**Exercise prompt:** Show each line from the listing that includes the word "with".

**Material:**
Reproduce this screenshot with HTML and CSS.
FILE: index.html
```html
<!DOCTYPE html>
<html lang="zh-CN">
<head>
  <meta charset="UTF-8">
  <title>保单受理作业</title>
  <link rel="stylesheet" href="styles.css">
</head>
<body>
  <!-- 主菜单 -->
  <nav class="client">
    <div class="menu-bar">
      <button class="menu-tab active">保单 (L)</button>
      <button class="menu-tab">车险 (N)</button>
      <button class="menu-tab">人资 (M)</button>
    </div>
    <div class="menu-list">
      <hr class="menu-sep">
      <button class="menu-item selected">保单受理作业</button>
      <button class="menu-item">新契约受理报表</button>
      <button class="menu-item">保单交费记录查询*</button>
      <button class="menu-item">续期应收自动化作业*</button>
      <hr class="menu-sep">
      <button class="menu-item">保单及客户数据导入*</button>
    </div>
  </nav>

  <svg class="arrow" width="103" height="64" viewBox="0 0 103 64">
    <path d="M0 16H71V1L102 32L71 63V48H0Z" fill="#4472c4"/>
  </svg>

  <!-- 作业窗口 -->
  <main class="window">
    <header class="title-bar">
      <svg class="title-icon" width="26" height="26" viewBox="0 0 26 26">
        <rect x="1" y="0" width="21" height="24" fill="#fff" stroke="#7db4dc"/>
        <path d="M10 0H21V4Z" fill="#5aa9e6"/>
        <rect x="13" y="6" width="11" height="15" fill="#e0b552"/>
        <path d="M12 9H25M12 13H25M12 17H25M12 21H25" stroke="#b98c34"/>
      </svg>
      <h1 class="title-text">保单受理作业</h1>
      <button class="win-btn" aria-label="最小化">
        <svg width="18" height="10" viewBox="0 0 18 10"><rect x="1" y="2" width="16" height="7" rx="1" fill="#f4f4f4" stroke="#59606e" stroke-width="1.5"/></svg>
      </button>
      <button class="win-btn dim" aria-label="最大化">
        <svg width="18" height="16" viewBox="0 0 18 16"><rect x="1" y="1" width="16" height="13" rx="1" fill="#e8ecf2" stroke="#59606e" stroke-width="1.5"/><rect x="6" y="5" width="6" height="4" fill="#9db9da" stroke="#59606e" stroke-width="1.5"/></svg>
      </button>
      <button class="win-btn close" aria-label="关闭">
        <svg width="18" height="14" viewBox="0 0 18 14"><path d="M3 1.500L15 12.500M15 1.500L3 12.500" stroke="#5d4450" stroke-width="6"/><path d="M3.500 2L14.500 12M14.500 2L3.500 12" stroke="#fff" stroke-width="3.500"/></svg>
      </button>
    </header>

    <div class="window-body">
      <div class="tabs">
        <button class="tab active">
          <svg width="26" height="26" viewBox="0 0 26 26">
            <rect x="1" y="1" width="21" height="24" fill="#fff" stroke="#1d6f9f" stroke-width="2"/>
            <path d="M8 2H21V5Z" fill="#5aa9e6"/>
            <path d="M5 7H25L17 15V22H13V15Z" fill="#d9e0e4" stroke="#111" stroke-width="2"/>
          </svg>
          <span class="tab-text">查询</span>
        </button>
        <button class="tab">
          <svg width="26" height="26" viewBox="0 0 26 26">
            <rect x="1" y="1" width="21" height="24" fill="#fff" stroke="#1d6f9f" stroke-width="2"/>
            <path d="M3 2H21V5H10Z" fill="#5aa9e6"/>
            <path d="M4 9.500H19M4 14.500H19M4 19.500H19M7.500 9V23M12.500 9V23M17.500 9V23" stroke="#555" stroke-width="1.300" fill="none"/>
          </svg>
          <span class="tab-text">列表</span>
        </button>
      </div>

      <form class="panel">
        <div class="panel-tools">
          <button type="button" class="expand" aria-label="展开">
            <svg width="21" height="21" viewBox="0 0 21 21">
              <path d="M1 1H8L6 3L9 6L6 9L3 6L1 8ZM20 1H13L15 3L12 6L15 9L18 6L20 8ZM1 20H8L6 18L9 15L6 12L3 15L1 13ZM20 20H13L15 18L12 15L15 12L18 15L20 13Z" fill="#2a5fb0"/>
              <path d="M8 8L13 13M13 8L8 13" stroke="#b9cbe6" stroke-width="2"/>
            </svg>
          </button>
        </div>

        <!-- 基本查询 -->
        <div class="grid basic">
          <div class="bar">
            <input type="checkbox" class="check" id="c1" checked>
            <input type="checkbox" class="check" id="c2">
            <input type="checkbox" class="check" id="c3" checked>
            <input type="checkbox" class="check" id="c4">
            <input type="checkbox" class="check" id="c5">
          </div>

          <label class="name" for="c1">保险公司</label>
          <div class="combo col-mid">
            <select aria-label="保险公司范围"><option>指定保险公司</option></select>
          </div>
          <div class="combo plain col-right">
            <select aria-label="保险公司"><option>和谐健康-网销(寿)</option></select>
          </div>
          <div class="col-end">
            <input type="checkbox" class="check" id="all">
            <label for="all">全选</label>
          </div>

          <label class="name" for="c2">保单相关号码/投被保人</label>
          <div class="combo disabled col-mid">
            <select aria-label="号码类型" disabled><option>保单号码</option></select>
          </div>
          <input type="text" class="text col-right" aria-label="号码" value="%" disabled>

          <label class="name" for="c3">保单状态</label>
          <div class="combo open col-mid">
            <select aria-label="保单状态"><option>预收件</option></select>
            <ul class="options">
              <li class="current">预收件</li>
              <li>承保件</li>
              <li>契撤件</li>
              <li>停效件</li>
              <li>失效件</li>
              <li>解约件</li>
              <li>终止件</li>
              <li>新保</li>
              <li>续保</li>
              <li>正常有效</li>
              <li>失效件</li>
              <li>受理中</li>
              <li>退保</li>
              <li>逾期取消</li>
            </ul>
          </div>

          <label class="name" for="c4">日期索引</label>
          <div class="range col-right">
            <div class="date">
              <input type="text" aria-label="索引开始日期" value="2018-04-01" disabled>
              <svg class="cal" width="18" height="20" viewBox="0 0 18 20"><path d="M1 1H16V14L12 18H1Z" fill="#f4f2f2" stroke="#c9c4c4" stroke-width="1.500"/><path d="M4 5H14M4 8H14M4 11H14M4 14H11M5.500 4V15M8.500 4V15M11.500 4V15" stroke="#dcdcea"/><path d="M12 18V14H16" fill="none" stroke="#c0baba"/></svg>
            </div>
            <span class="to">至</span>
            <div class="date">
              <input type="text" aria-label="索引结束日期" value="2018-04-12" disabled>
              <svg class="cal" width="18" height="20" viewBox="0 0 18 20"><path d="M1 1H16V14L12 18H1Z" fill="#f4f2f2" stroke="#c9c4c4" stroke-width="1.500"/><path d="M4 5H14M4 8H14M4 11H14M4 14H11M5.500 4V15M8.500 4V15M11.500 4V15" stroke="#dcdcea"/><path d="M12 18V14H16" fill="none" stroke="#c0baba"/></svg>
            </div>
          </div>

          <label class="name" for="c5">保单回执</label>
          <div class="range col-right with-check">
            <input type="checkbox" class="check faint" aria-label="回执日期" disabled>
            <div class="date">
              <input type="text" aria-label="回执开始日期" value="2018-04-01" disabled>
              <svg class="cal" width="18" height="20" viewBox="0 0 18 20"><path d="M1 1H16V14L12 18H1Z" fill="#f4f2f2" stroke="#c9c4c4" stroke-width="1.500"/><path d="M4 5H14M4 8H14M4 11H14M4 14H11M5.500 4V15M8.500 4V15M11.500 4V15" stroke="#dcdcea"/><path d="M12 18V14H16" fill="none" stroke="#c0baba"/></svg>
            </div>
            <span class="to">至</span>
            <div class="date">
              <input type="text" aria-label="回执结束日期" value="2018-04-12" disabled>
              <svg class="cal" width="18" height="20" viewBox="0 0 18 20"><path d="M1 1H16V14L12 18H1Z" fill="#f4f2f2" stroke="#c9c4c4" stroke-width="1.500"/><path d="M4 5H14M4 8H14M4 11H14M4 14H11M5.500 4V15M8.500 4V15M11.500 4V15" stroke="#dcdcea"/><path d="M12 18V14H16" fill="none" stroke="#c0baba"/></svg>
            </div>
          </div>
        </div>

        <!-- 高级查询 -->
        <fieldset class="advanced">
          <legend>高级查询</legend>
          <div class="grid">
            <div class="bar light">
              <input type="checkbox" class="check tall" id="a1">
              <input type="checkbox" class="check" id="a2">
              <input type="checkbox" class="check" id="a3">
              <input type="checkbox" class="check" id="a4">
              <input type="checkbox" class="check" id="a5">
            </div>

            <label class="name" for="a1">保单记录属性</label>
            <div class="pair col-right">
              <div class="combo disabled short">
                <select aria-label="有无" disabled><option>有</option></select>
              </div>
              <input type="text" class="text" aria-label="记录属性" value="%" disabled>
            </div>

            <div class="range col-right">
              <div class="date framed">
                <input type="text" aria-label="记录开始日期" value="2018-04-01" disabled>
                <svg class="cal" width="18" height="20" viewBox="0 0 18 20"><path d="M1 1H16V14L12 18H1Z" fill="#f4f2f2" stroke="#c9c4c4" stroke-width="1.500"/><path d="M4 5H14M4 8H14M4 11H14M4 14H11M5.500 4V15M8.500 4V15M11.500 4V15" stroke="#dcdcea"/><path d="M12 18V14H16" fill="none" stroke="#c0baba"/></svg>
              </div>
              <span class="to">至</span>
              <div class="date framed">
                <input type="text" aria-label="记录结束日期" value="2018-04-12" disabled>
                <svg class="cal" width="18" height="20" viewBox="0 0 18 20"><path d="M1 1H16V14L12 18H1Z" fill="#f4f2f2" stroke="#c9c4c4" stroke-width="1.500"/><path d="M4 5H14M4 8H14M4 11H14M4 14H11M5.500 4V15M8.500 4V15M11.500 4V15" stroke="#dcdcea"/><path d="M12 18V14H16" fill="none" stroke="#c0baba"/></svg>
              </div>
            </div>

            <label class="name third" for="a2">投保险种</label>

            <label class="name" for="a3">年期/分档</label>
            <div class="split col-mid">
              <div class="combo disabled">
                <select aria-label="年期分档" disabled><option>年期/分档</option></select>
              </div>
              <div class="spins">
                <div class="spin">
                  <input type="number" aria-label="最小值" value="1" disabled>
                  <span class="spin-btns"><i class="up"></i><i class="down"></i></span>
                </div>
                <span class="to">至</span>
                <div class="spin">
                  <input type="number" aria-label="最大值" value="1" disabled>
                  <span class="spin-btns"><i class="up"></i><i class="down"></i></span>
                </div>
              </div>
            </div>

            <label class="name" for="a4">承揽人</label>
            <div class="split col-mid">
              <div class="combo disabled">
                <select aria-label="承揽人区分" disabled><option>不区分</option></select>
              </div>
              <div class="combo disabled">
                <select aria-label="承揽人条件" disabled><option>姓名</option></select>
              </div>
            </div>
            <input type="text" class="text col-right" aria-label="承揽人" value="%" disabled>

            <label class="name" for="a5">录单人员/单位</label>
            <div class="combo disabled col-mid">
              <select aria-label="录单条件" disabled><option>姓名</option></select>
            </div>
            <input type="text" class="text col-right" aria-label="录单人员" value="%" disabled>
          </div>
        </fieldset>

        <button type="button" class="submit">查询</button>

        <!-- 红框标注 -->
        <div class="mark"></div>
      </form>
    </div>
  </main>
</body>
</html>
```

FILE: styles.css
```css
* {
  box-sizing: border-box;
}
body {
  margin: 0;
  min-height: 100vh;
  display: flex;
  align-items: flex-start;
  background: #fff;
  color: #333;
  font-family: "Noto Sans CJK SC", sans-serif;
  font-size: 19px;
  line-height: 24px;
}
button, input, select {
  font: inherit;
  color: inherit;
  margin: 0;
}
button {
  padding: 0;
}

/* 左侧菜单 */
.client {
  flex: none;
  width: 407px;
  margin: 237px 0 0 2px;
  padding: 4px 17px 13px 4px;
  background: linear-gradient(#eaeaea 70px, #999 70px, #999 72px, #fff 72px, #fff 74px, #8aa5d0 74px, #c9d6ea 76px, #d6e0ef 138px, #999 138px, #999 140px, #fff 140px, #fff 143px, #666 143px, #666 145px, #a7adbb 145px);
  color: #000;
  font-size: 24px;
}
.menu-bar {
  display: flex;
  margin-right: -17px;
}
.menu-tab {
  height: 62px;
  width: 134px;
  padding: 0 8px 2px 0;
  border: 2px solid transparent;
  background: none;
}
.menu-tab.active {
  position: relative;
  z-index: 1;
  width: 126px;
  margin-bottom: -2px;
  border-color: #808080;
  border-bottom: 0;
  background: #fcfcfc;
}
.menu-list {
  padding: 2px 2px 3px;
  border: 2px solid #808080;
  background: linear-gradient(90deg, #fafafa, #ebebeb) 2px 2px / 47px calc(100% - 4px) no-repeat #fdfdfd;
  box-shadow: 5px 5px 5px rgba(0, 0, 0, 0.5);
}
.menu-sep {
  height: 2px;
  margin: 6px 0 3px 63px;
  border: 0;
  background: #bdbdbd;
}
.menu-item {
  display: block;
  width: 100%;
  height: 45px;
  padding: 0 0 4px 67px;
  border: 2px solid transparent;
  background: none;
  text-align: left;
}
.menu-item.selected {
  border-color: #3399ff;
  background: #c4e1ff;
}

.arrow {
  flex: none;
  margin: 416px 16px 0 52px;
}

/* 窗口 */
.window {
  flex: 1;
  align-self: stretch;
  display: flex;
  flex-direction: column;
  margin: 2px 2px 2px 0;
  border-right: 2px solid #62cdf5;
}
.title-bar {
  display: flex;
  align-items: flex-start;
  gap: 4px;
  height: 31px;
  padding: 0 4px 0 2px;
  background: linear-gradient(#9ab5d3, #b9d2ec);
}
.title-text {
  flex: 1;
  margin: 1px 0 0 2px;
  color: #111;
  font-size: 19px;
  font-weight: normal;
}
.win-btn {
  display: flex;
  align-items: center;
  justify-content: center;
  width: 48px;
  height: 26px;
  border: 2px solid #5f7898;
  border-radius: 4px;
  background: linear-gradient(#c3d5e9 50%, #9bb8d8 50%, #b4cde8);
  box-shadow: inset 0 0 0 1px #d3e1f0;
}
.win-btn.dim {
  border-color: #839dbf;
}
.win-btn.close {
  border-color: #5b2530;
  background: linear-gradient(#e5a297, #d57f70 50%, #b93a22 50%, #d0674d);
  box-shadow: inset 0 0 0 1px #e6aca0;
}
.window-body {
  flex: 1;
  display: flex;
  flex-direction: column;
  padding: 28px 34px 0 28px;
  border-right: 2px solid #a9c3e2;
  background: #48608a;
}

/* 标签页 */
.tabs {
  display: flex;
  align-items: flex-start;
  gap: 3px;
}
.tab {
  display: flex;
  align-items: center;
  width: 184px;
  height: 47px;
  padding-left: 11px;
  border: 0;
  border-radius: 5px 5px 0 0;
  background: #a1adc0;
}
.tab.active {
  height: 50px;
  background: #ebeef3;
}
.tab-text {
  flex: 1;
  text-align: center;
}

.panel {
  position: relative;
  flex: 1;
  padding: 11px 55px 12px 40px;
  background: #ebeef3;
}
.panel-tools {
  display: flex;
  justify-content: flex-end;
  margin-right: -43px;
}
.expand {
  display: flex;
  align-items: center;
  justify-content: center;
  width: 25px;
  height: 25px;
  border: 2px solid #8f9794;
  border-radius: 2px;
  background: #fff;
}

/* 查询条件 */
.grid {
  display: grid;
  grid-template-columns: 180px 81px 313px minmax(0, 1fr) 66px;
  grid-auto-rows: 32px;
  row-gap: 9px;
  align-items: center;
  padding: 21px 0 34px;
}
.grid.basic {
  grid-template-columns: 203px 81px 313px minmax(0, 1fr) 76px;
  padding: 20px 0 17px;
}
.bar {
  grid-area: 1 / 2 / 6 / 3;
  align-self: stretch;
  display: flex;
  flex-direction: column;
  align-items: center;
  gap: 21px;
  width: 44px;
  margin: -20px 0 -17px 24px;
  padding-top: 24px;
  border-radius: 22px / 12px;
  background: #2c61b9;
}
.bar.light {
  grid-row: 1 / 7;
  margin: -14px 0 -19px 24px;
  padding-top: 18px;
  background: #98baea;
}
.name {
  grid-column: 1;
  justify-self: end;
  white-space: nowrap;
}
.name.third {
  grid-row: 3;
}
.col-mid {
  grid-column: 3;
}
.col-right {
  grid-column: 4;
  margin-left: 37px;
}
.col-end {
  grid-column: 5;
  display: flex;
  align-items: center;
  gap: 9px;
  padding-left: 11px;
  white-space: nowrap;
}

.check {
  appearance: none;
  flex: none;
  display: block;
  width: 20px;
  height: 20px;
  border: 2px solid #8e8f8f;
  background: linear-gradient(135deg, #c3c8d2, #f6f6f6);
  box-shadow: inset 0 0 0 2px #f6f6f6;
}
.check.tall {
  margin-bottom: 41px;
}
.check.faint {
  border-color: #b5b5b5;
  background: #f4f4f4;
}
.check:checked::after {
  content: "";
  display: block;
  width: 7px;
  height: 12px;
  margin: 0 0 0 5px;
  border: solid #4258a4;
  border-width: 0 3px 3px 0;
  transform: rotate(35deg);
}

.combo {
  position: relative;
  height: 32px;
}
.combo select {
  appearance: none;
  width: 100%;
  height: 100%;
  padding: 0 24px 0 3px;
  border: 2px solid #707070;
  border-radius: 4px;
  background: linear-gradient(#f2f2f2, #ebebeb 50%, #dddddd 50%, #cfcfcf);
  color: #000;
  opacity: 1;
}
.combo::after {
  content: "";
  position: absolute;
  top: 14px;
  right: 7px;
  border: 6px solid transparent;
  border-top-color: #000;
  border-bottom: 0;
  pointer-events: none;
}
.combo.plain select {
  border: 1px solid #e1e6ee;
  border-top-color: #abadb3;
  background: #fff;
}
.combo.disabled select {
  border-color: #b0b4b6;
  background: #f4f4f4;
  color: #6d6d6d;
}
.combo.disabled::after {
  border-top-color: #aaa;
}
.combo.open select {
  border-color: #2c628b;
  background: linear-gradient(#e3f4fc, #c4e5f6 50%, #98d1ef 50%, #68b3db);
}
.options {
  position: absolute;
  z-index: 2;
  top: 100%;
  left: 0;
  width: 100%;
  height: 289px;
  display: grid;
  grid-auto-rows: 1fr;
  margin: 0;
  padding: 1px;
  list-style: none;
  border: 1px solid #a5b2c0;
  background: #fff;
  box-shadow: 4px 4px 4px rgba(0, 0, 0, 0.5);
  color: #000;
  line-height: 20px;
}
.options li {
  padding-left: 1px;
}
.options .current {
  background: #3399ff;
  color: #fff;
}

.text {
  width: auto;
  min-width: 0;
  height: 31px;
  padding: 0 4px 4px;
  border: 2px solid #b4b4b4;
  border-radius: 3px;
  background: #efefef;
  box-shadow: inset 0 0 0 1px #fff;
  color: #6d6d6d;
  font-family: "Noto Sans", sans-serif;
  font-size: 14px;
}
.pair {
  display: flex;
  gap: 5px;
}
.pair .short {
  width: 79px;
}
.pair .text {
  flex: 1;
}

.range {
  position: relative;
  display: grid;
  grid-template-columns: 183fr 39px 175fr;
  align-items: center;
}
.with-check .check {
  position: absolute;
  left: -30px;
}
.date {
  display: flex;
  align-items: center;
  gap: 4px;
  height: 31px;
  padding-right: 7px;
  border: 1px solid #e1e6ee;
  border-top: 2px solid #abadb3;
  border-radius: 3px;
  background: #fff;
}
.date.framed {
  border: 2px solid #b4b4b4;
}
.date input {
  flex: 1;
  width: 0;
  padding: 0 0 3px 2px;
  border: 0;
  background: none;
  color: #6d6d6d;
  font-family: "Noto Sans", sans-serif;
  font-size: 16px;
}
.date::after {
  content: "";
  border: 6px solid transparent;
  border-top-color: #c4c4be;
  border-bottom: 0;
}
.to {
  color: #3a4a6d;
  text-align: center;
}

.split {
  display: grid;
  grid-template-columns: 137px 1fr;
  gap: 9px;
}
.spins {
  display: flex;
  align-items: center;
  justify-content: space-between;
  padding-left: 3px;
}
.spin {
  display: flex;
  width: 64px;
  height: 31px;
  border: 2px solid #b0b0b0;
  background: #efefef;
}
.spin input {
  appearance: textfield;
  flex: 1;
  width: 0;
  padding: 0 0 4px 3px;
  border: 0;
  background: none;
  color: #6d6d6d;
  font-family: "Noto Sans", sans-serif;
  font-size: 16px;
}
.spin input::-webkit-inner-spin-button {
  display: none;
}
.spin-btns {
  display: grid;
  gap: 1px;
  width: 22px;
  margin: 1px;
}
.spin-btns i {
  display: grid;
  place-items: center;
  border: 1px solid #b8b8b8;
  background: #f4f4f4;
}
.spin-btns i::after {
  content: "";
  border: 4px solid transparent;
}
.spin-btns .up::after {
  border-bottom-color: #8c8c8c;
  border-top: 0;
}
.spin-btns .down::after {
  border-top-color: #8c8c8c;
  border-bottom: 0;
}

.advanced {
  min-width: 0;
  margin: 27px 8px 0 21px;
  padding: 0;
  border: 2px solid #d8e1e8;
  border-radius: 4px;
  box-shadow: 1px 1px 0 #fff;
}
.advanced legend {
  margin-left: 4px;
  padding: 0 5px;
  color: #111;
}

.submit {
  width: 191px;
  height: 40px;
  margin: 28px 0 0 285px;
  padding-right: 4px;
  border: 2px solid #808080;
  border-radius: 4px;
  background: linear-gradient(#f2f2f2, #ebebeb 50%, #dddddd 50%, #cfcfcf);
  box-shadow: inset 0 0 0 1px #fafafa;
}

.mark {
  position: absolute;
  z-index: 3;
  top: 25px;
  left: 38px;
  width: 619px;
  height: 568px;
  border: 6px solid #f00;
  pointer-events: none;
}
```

**Correct output:**
Reproduce this screenshot with HTML and CSS.
          <div class="range col-right with-check">
.with-check .check {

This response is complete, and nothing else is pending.